Make an exact copy of the lines, leaving the pictures out.
# Start of Information provided
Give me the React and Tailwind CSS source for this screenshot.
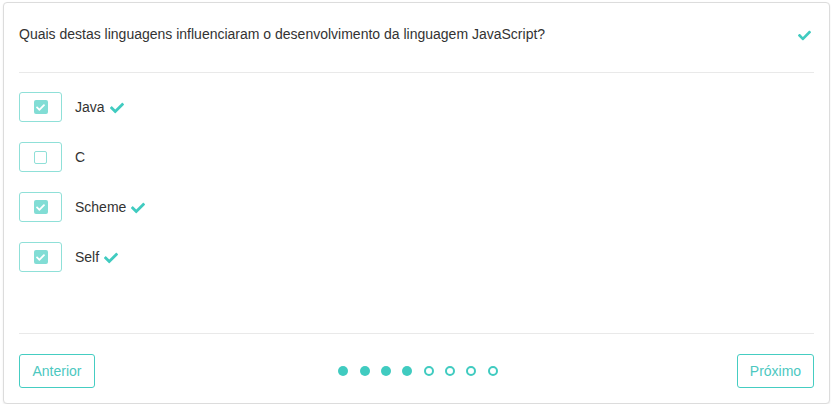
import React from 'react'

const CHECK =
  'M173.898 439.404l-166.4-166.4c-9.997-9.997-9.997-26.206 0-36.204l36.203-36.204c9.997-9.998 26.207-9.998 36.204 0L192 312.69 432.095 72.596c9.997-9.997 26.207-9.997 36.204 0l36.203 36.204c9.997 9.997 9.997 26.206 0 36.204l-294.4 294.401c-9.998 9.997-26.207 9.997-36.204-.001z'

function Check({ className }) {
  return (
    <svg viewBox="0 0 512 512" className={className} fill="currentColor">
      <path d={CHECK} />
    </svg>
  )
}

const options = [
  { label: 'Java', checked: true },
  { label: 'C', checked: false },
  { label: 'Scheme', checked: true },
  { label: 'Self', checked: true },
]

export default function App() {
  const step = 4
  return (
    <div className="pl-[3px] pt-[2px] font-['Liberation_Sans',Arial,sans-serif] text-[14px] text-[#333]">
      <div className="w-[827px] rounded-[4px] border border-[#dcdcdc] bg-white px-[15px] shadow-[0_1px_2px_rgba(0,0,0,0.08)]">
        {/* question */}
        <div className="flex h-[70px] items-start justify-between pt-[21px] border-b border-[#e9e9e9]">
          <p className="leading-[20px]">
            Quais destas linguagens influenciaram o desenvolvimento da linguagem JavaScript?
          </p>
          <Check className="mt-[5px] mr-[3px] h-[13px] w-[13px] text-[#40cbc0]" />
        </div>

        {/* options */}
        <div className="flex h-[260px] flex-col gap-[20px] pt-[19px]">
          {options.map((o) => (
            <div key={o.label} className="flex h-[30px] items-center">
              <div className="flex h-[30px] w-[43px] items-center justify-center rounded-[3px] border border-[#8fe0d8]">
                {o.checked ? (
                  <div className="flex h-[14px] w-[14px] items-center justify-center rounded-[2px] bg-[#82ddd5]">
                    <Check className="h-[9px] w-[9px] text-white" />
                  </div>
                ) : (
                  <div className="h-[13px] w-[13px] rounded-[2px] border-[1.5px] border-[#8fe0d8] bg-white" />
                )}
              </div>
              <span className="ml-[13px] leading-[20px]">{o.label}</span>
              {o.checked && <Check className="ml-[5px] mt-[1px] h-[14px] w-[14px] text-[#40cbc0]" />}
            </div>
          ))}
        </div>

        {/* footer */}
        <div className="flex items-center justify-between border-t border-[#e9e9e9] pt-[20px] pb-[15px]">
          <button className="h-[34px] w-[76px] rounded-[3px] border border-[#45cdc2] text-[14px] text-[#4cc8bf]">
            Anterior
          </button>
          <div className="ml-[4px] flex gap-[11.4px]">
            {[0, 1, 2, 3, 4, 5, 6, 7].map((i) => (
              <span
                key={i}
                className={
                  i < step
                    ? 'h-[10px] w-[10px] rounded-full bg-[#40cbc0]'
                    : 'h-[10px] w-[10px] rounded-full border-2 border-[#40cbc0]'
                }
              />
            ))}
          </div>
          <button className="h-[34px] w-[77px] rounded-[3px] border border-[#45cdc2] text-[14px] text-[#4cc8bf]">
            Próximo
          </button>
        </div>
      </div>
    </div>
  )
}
# End of Information provided
> _Solution for this problem_:
Give me the React and Tailwind CSS source for this screenshot.
import React from 'react'

const CHECK =
  'M173.898 439.404l-166.4-166.4c-9.997-9.997-9.997-26.206 0-36.204l36.203-36.204c9.997-9.998 26.207-9.998 36.204 0L192 312.69 432.095 72.596c9.997-9.997 26.207-9.997 36.204 0l36.203 36.204c9.997 9.997 9.997 26.206 0 36.204l-294.4 294.401c-9.998 9.997-26.207 9.997-36.204-.001z'

function Check({ className }) {
  return (
    <svg viewBox="0 0 512 512" className={className} fill="currentColor">
      <path d={CHECK} />
    </svg>
  )
}

const options = [
  { label: 'Java', checked: true },
  { label: 'C', checked: false },
  { label: 'Scheme', checked: true },
  { label: 'Self', checked: true },
]

export default function App() {
  const step = 4
  return (
    <div className="pl-[3px] pt-[2px] font-['Liberation_Sans',Arial,sans-serif] text-[14px] text-[#333]">
      <div className="w-[827px] rounded-[4px] border border-[#dcdcdc] bg-white px-[15px] shadow-[0_1px_2px_rgba(0,0,0,0.08)]">
        {/* question */}
        <div className="flex h-[70px] items-start justify-between pt-[21px] border-b border-[#e9e9e9]">
          <p className="leading-[20px]">
            Quais destas linguagens influenciaram o desenvolvimento da linguagem JavaScript?
          </p>
          <Check className="mt-[5px] mr-[3px] h-[13px] w-[13px] text-[#40cbc0]" />
        </div>

        {/* options */}
        <div className="flex h-[260px] flex-col gap-[20px] pt-[19px]">
          {options.map((o) => (
            <div key={o.label} className="flex h-[30px] items-center">
              <div className="flex h-[30px] w-[43px] items-center justify-center rounded-[3px] border border-[#8fe0d8]">
                {o.checked ? (
                  <div className="flex h-[14px] w-[14px] items-center justify-center rounded-[2px] bg-[#82ddd5]">
                    <Check className="h-[9px] w-[9px] text-white" />
                  </div>
                ) : (
                  <div className="h-[13px] w-[13px] rounded-[2px] border-[1.5px] border-[#8fe0d8] bg-white" />
                )}
              </div>
              <span className="ml-[13px] leading-[20px]">{o.label}</span>
              {o.checked && <Check className="ml-[5px] mt-[1px] h-[14px] w-[14px] text-[#40cbc0]" />}
            </div>
          ))}
        </div>

        {/* footer */}
        <div className="flex items-center justify-between border-t border-[#e9e9e9] pt-[20px] pb-[15px]">
          <button className="h-[34px] w-[76px] rounded-[3px] border border-[#45cdc2] text-[14px] text-[#4cc8bf]">
            Anterior
          </button>
          <div className="ml-[4px] flex gap-[11.4px]">
            {[0, 1, 2, 3, 4, 5, 6, 7].map((i) => (
              <span
                key={i}
                className={
                  i < step
                    ? 'h-[10px] w-[10px] rounded-full bg-[#40cbc0]'
                    : 'h-[10px] w-[10px] rounded-full border-2 border-[#40cbc0]'
                }
              />
            ))}
          </div>
          <button className="h-[34px] w-[77px] rounded-[3px] border border-[#45cdc2] text-[14px] text-[#4cc8bf]">
            Próximo
          </button>
        </div>
      </div>
    </div>
  )
}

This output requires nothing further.